#### [What is being asked]
Please give the data below again in full, exactly as it stands.

—————

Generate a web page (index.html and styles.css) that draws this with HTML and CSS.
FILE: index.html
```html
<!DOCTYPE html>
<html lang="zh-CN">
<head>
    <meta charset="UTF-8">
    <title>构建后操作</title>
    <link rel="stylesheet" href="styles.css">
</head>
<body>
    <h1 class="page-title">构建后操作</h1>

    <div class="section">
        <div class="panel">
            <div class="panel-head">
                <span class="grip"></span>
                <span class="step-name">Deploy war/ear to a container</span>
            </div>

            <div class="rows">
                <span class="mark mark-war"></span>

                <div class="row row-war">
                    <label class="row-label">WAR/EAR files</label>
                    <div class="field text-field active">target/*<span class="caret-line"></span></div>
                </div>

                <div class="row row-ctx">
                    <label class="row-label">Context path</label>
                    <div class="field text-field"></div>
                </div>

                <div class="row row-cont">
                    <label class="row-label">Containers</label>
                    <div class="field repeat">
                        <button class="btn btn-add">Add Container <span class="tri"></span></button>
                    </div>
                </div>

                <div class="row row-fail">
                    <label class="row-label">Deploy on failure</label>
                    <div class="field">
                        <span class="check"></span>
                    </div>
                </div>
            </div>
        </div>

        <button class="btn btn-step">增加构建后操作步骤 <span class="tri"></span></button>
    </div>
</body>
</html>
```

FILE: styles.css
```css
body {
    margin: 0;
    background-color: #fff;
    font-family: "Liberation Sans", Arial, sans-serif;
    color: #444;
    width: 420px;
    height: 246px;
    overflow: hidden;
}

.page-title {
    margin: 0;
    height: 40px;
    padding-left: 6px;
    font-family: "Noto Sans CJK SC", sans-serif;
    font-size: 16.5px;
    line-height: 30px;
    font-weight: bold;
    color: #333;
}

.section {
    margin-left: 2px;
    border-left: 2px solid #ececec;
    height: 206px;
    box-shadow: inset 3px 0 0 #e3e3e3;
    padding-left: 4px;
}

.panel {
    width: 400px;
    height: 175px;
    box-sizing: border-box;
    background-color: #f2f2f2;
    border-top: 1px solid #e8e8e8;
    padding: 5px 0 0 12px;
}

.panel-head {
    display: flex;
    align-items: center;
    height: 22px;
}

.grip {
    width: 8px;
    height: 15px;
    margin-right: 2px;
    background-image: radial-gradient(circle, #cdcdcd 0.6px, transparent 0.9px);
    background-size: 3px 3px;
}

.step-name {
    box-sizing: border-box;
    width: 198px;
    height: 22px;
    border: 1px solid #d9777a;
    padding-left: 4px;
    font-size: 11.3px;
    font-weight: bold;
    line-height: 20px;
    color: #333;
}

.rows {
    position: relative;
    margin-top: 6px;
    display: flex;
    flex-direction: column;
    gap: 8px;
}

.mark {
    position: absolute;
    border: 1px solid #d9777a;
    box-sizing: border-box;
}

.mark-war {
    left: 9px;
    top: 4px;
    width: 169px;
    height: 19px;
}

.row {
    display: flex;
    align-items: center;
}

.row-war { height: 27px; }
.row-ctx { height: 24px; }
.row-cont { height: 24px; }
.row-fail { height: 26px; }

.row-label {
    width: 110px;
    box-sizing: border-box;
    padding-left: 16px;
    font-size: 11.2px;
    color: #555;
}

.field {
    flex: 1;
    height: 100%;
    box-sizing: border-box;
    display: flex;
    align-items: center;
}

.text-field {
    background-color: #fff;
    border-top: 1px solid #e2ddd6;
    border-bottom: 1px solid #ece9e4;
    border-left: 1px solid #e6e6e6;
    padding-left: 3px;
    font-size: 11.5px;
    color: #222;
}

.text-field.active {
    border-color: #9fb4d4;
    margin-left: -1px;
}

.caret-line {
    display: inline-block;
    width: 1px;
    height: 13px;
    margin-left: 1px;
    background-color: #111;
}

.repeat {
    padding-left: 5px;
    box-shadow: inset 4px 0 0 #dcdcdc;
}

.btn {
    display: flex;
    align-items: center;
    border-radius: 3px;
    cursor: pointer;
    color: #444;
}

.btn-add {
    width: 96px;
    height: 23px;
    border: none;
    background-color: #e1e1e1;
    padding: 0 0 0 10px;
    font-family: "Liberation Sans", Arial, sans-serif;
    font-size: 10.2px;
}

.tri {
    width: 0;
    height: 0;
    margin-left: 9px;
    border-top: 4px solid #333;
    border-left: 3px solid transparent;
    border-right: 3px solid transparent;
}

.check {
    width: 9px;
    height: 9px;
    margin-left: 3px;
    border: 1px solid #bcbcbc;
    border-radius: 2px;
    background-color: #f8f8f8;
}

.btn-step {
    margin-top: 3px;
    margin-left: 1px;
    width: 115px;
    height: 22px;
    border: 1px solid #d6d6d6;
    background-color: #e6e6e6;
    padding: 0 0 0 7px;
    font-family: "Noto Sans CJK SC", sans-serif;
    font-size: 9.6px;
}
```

—————

#### [Answer for this exercise]
Generate a web page (index.html and styles.css) that draws this with HTML and CSS.
FILE: index.html
```html
<!DOCTYPE html>
<html lang="zh-CN">
<head>
    <meta charset="UTF-8">
    <title>构建后操作</title>
    <link rel="stylesheet" href="styles.css">
</head>
<body>
    <h1 class="page-title">构建后操作</h1>

    <div class="section">
        <div class="panel">
            <div class="panel-head">
                <span class="grip"></span>
                <span class="step-name">Deploy war/ear to a container</span>
            </div>

            <div class="rows">
                <span class="mark mark-war"></span>

                <div class="row row-war">
                    <label class="row-label">WAR/EAR files</label>
                    <div class="field text-field active">target/*<span class="caret-line"></span></div>
                </div>

                <div class="row row-ctx">
                    <label class="row-label">Context path</label>
                    <div class="field text-field"></div>
                </div>

                <div class="row row-cont">
                    <label class="row-label">Containers</label>
                    <div class="field repeat">
                        <button class="btn btn-add">Add Container <span class="tri"></span></button>
                    </div>
                </div>

                <div class="row row-fail">
                    <label class="row-label">Deploy on failure</label>
                    <div class="field">
                        <span class="check"></span>
                    </div>
                </div>
            </div>
        </div>

        <button class="btn btn-step">增加构建后操作步骤 <span class="tri"></span></button>
    </div>
</body>
</html>
```

FILE: styles.css
```css
body {
    margin: 0;
    background-color: #fff;
    font-family: "Liberation Sans", Arial, sans-serif;
    color: #444;
    width: 420px;
    height: 246px;
    overflow: hidden;
}

.page-title {
    margin: 0;
    height: 40px;
    padding-left: 6px;
    font-family: "Noto Sans CJK SC", sans-serif;
    font-size: 16.5px;
    line-height: 30px;
    font-weight: bold;
    color: #333;
}

.section {
    margin-left: 2px;
    border-left: 2px solid #ececec;
    height: 206px;
    box-shadow: inset 3px 0 0 #e3e3e3;
    padding-left: 4px;
}

.panel {
    width: 400px;
    height: 175px;
    box-sizing: border-box;
    background-color: #f2f2f2;
    border-top: 1px solid #e8e8e8;
    padding: 5px 0 0 12px;
}

.panel-head {
    display: flex;
    align-items: center;
    height: 22px;
}

.grip {
    width: 8px;
    height: 15px;
    margin-right: 2px;
    background-image: radial-gradient(circle, #cdcdcd 0.6px, transparent 0.9px);
    background-size: 3px 3px;
}

.step-name {
    box-sizing: border-box;
    width: 198px;
    height: 22px;
    border: 1px solid #d9777a;
    padding-left: 4px;
    font-size: 11.3px;
    font-weight: bold;
    line-height: 20px;
    color: #333;
}

.rows {
    position: relative;
    margin-top: 6px;
    display: flex;
    flex-direction: column;
    gap: 8px;
}

.mark {
    position: absolute;
    border: 1px solid #d9777a;
    box-sizing: border-box;
}

.mark-war {
    left: 9px;
    top: 4px;
    width: 169px;
    height: 19px;
}

.row {
    display: flex;
    align-items: center;
}

.row-war { height: 27px; }
.row-ctx { height: 24px; }
.row-cont { height: 24px; }
.row-fail { height: 26px; }

.row-label {
    width: 110px;
    box-sizing: border-box;
    padding-left: 16px;
    font-size: 11.2px;
    color: #555;
}

.field {
    flex: 1;
    height: 100%;
    box-sizing: border-box;
    display: flex;
    align-items: center;
}

.text-field {
    background-color: #fff;
    border-top: 1px solid #e2ddd6;
    border-bottom: 1px solid #ece9e4;
    border-left: 1px solid #e6e6e6;
    padding-left: 3px;
    font-size: 11.5px;
    color: #222;
}

.text-field.active {
    border-color: #9fb4d4;
    margin-left: -1px;
}

.caret-line {
    display: inline-block;
    width: 1px;
    height: 13px;
    margin-left: 1px;
    background-color: #111;
}

.repeat {
    padding-left: 5px;
    box-shadow: inset 4px 0 0 #dcdcdc;
}

.btn {
    display: flex;
    align-items: center;
    border-radius: 3px;
    cursor: pointer;
    color: #444;
}

.btn-add {
    width: 96px;
    height: 23px;
    border: none;
    background-color: #e1e1e1;
    padding: 0 0 0 10px;
    font-family: "Liberation Sans", Arial, sans-serif;
    font-size: 10.2px;
}

.tri {
    width: 0;
    height: 0;
    margin-left: 9px;
    border-top: 4px solid #333;
    border-left: 3px solid transparent;
    border-right: 3px solid transparent;
}

.check {
    width: 9px;
    height: 9px;
    margin-left: 3px;
    border: 1px solid #bcbcbc;
    border-radius: 2px;
    background-color: #f8f8f8;
}

.btn-step {
    margin-top: 3px;
    margin-left: 1px;
    width: 115px;
    height: 22px;
    border: 1px solid #d6d6d6;
    background-color: #e6e6e6;
    padding: 0 0 0 7px;
    font-family: "Noto Sans CJK SC", sans-serif;
    font-size: 9.6px;
}
```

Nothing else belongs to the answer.